Others, like Louis-Michel Liger-Belair of Domaine du Comte Liger-Belair, consider such transactions “excellent for business. It gives those who are thinking about selling the ‘permission’ to do so. It also provides the ability to sell the land at a high price and make a higher return than letting it sit there.”

Luxury in a bottle

But what’s driving this grands vins mania? “Why have the prices of the top wines in Bordeaux and Burgundy wines increased so significantly in recent years? It’s because of the demand for these wines, it’s not about who is buying properties in those regions,” says Alexander Hall. “It’s because there has been huge wealth creation during this period, particularly in developing economies, which has driven demand for luxury products, such as fine wine. The top Bordeaux and Burgundy estates have become luxury brands.”

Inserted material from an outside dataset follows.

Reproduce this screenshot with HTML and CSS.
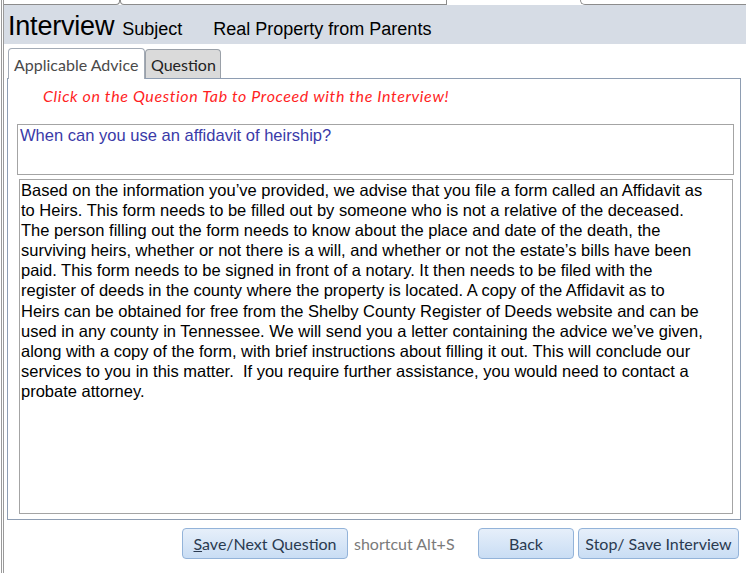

As he says, with most luxury goods, production can be increased to meet demand. “If LVMH wants to turn out more Louis Vuitton handbags, it can do it, but there is a finite amount of Domaine de la Romanée-Conti or Château Latour that can be produced in any given year. With this sort of increase in demand and without a corresponding increase in supply prices are only going to go one way.” It isn’t an increase in land prices that’s driving wine prices, he says, rather the increase in wine prices that’s raising land prices.

“There’s something about these assets; the emotional side of it, the extraordinary rarity, the uniqueness,” he says. “Of course, houses or yachts have a certain uniqueness, but you can always build another one. There will never be another Château Margaux.”